Hugging Face TEICompatible with Milvus 2.6.x

Hugging Face Text Embeddings Inference (TEI) is a high-performance inference server specifically designed for text embedding models. This guide explains how to use Hugging Face TEI with Milvus for efficient text embedding generation.

TEI works with many text embedding models from the Hugging Face Hub, including:

BAAI/bge-* series
sentence-transformers/* series
E5 models
GTE models
And many more

For the latest list of supported models, refer to the TEI GitHub repository and Hugging Face Hub.

TEI deployment

Before configuring Milvus with TEI function, you need to have a running TEI service. Milvus supports two approaches for TEI deployment:

Standard deployment (external)

You can deploy TEI as a standalone service using the official methods from Hugging Face. This approach gives you maximum flexibility and control over your TEI service.
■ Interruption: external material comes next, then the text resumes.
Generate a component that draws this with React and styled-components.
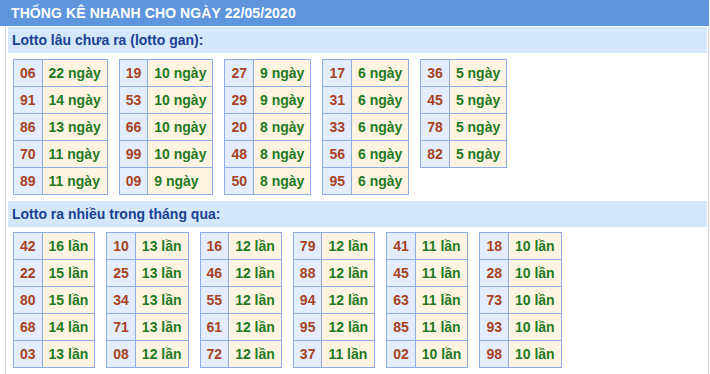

For detailed instructions on deploying TEI using Docker or other methods, refer to the Hugging Face Text Embeddings Inference official documentation.

After deployment, make note of your TEI service endpoint (e.g., http://localhost:8080) as you’ll need it when using the TEI function in Milvus.

Milvus Helm Chart deployment (integrated)

For Kubernetes environments, Milvus offers an integrated deployment option through its Helm chart. This simplifies the process by deploying and configuring TEI alongside Milvus.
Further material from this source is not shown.